Wilbur Scoville, honored as today’s Google Doodle to commemorate his 151st birthday, would probably be very surprised to learn that in 2016 he is primarily remembered for his research into spicy peppers — the namesake of the Scoville heat units.

Born in Bridgeport, Connecticut, in 1865, Scoville was a pharmacist, not a chef. And in his lifetime he was best known for his textbook The Art of Compounding, which was used as a reference material until well into the 1960s. But in addition to his academic research, he did practical work in the laboratories of the pharmaceutical company Parke-Davis, which in its day was America’s largest drugmaker.

It was as a Parke-Davis employee — standing at the intersection of academic pharmacology and the practical needs of industry — that he developed both the “organoleptic test” of pepper heat and the Scoville scale to measure it, for which he is widely known today.

The invention of the Scoville scale

As John McQuaid recounts in his book Tasty, Scoville invented his scale as part of an effort to improve the production of Heet liniment, Parke-Davis’s painkilling cream. The active ingredient in Heet was capsaicin, the key chemical that makes chili peppers spicy. To produce the cream, Parke-Davis needed to extract capsaicin from peppers. And to ensure the cream had a proper dosage of capsaicin, the company wanted to better measure how much was present in different peppers.

These days, you could directly measure capsaicin using high-performance liquid chromatography, but in 1912 the best they could do was use the human sense of taste.

The problem was that while it’s easy to say that jalapeños are hotter than banana peppers but milder than habaneros, a pharmaceutical company needs to be able to quantify this precisely. Scoville’s method was to dry out peppers and then dissolve a specific weight of dried pepper in oil in order to extract the flavorful compounds. The extract was then diluted in sugar water and given to a panel of five tasters. The amount of sugar needed to make the spiciness undetectable to a majority of tasters determines the Scoville rating of the pepper.

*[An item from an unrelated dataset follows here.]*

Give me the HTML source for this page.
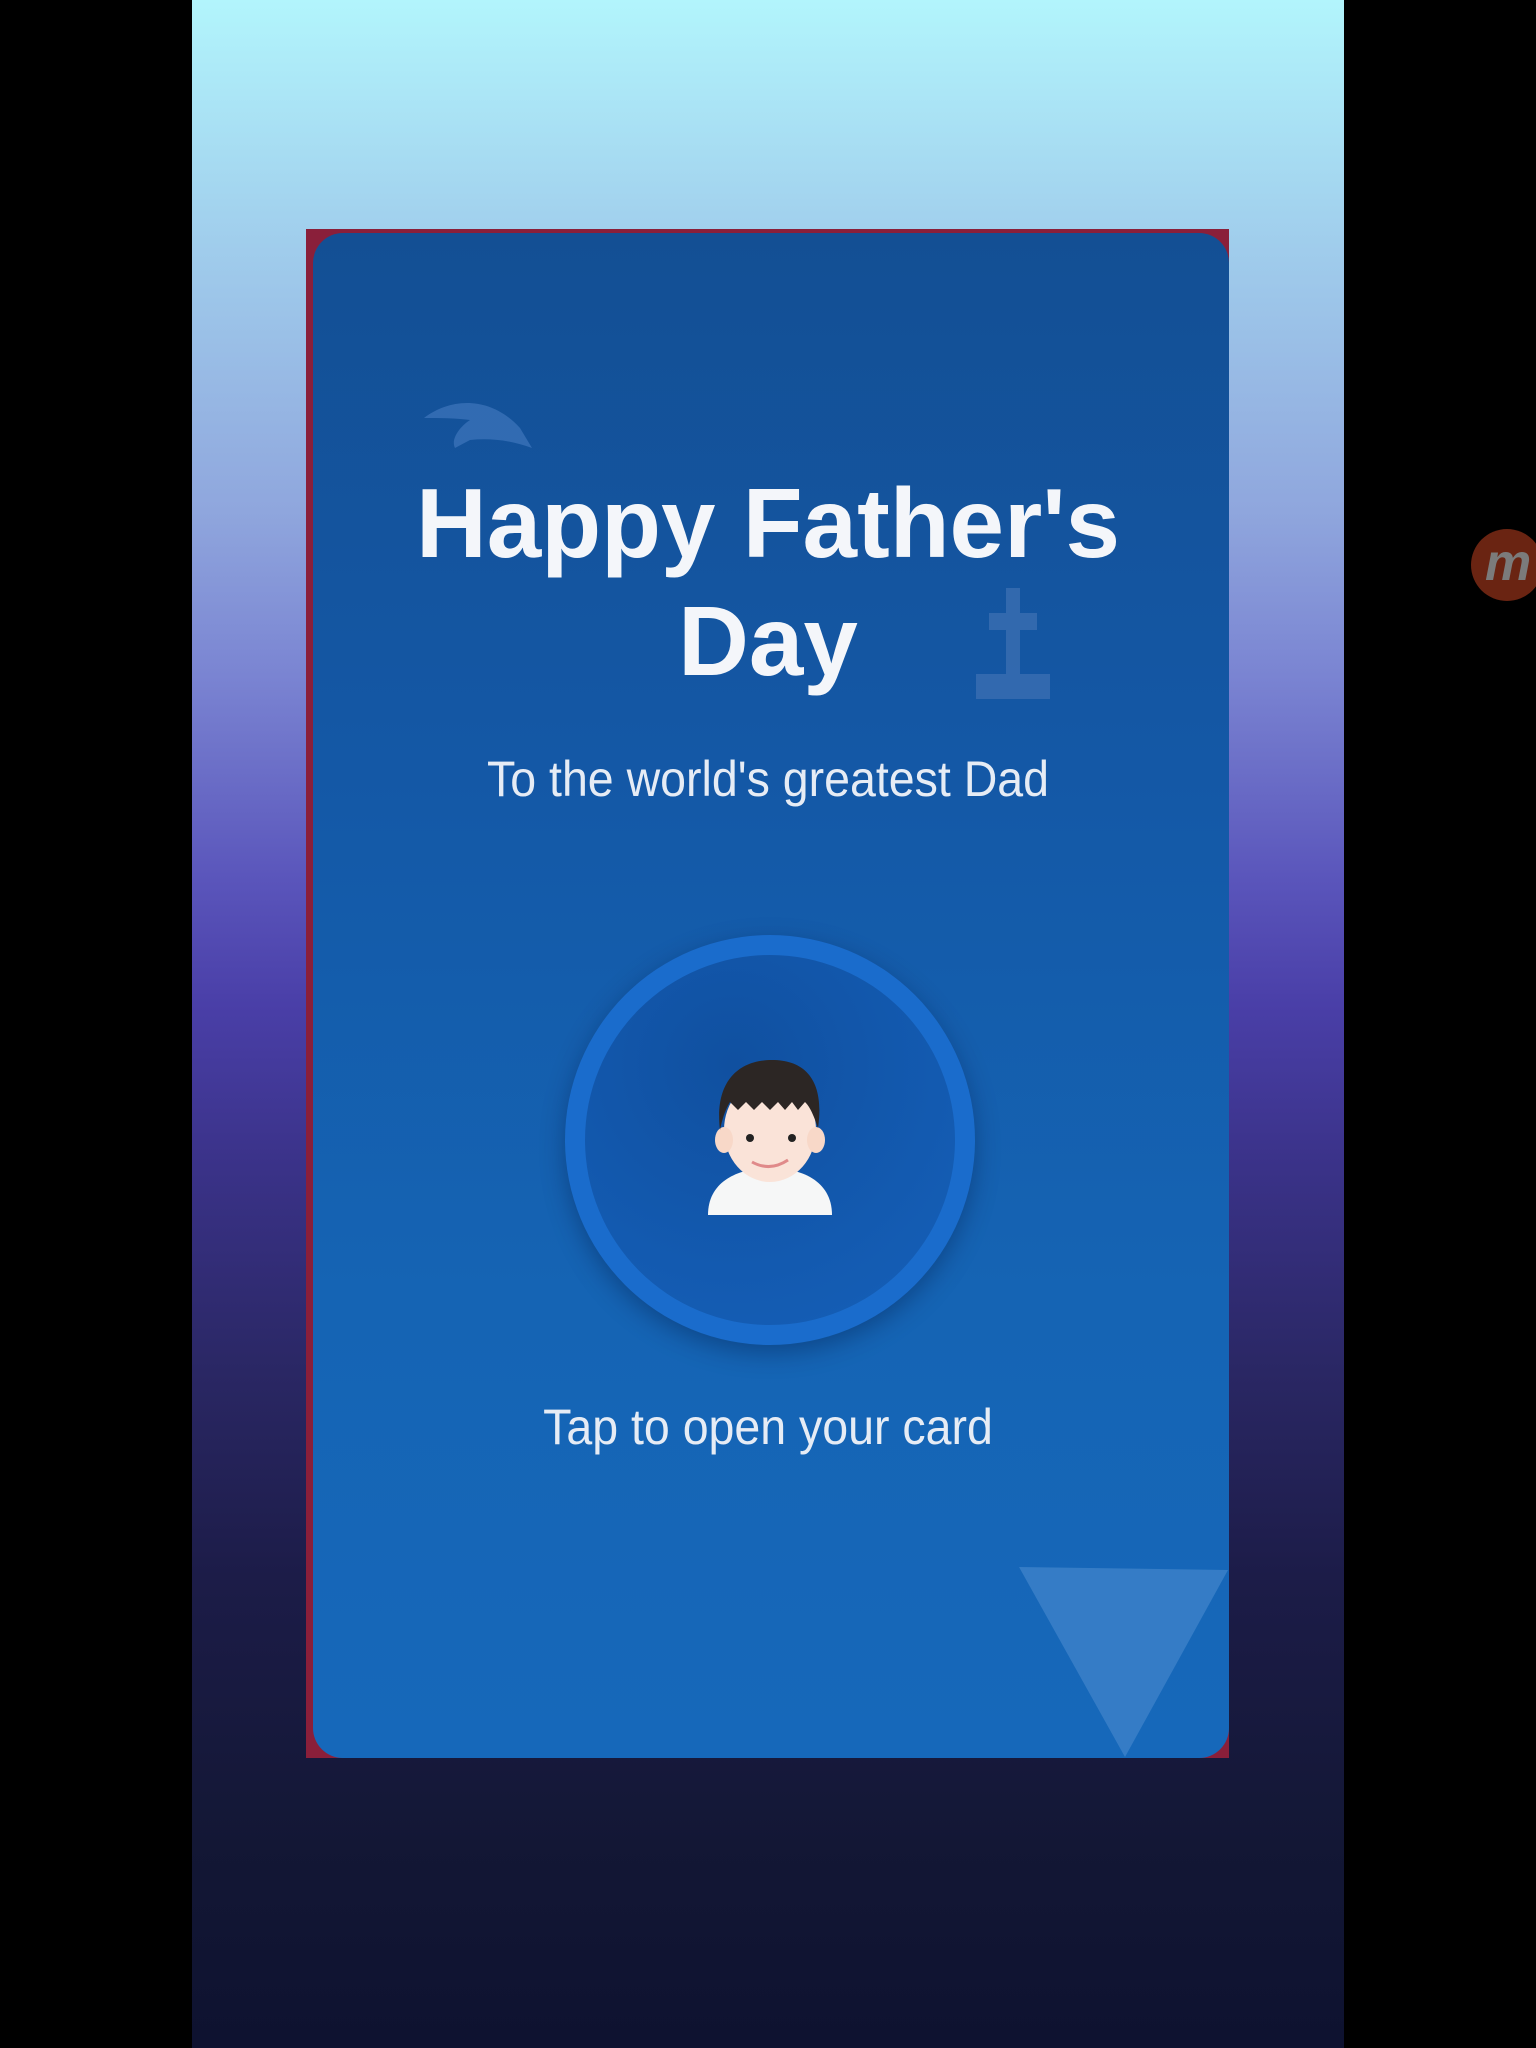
<!DOCTYPE html>
<html><head><meta charset="utf-8"><style>
html,body{margin:0;padding:0;width:1536px;height:2048px;background:#000;overflow:hidden;position:relative;font-family:"Liberation Sans",sans-serif}
#bg{position:absolute;left:192px;top:0;width:1152px;height:2048px;background:linear-gradient(180deg,#b2f5fc 0%,#a0cdec 12%,#8fa6dd 25%,#7a84d2 33%,#5a55bb 43%,#4a3fa8 49%,#3a3288 57%,#2a2764 67%,#1c1c48 77%,#131735 90%,#0e1230 100%)}
#card{position:absolute;left:306px;top:229px;width:923px;height:1529px;background:#8a1f3a;overflow:hidden}
#inner{position:absolute;left:7px;top:4px;right:0;bottom:0;border-radius:30px;background:linear-gradient(180deg,#134f94 0%,#1458a6 35%,#1564b4 70%,#1668ba 100%)}
.t{position:absolute;left:0;width:100%;text-align:center;color:#fff}
#title{top:464px;font-weight:bold;font-size:98px;line-height:118px;color:#f4f6fa}
#sub{top:750px;font-size:50px;color:#e6ecf5;transform:scaleX(.93)}
#tap{top:1398px;font-size:50px;color:#e6ecf5;transform:scaleX(.93)}
#circ{position:absolute;left:565px;top:935px;width:410px;height:410px;border-radius:50%;background:#1a6ccc;box-shadow:0 8px 24px rgba(0,20,60,.35)}
#circ2{position:absolute;left:20px;top:20px;width:370px;height:370px;border-radius:50%;background:radial-gradient(circle at 40% 30%,#1050a0,#135ab0 60%,#1660b8)}
#logo{position:absolute;left:1471px;top:529px;width:72px;height:72px;border-radius:50%;background:#6a2412;color:#7b7b7b;font-weight:bold;font-style:italic;font-size:52px;line-height:68px;text-indent:14px}
</style></head><body>
<div id="bg"></div>
<div id="card"><div id="inner"></div></div>
<svg style="position:absolute;left:0;top:0" width="1536" height="2048">
<path d="M424 418 C450 398 490 395 520 428 L532 448 C510 440 490 438 470 440 L455 448 C450 438 462 425 470 420 C455 418 440 418 424 418Z" fill="#3a72b8" opacity=".8"/>
<g fill="#3a6eb2" opacity=".8"><rect x="1006" y="588" width="14" height="100"/><rect x="989" y="613" width="48" height="17"/><rect x="976" y="674" width="74" height="25"/></g>
<polygon points="1019,1567 1228,1570 1125,1757" fill="#3b80c8" opacity=".85"/>
</svg>
<div class="t" id="title">Happy Father's<br>Day</div>
<div class="t" id="sub">To the world's greatest Dad</div>
<div id="circ"><div id="circ2"></div></div>
<svg style="position:absolute;left:700px;top:1050px" width="140" height="170" viewBox="0 0 140 170">
<path d="M8 165 C8 130 40 118 70 118 C100 118 132 130 132 165 Z" fill="#f6f7f7"/>
<ellipse cx="70" cy="80" rx="46" ry="52" fill="#fae3d8"/>
<ellipse cx="24" cy="90" rx="9" ry="13" fill="#f8d8c8"/><ellipse cx="116" cy="90" rx="9" ry="13" fill="#f8d8c8"/>
<path d="M20 80 C14 30 40 10 72 10 C105 10 125 30 118 78 C112 60 108 55 105 52 L98 60 L92 52 L85 60 L78 52 L70 60 L62 52 L54 60 L46 52 L38 60 L30 52 C25 60 22 70 20 80Z" fill="#2c2624"/>
<circle cx="50" cy="88" r="4" fill="#222"/><circle cx="92" cy="88" r="4" fill="#222"/>
<path d="M52 112 Q70 122 88 110" stroke="#e08a8a" stroke-width="3" fill="none"/>
</svg>
<div class="t" id="tap">Tap to open your card</div>
<div id="logo">m</div>
</body></html>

As it happens, this research turned out to be something of a pharmacological dead end. Heet is still on the market (though it shouldn’t be confused with the antifreeze brand) and still contains capsaicin, but according to McQuaid, “the primary active ingredient is now methyl salicylate, derived from wintergreen,” and “Parke-Davis never succeeded in making capsaicin into an effective, profitable product.”

The world’s hottest chili peppers

Capsaicin’s promise as a pain reliever is intimately related to its culinary possibilities. The burning sensation capsaicin induces in the mouth leads the body to produce endorphins as a countermeasure. Eat spicy food regularly enough, and you start to associate the pain of pepper with the endorphins’ pleasant rush. (That endorphin rush is the same reason some people start to love the pain of running long distances.)

A bit like addicts (though without the physical dependency), this leads some spicy food fans to chase ever-hotter flavors, and plant breeders have been eager to oblige them by devising hotter and hotter chilies.

While jalapeños generally clock in at 2,500 to 8,000 Scoville heat units and habaneros get up to 100,000 to 350,000 SHU, the Indian ghost chili packs a walloping 1 million SHU and was proclaimed the world’s spiciest pepper by the Guinness Book of World Records in 2007. But in 2012, it was surpassed by the Trinidad moruga scorpion and then in 2013 by the Carolina Reaper, which continues to hold the title today. The Reaper, developed by Ed Currie’s PuckerButt Pepper Company, rates a staggering 1.5 million SHU.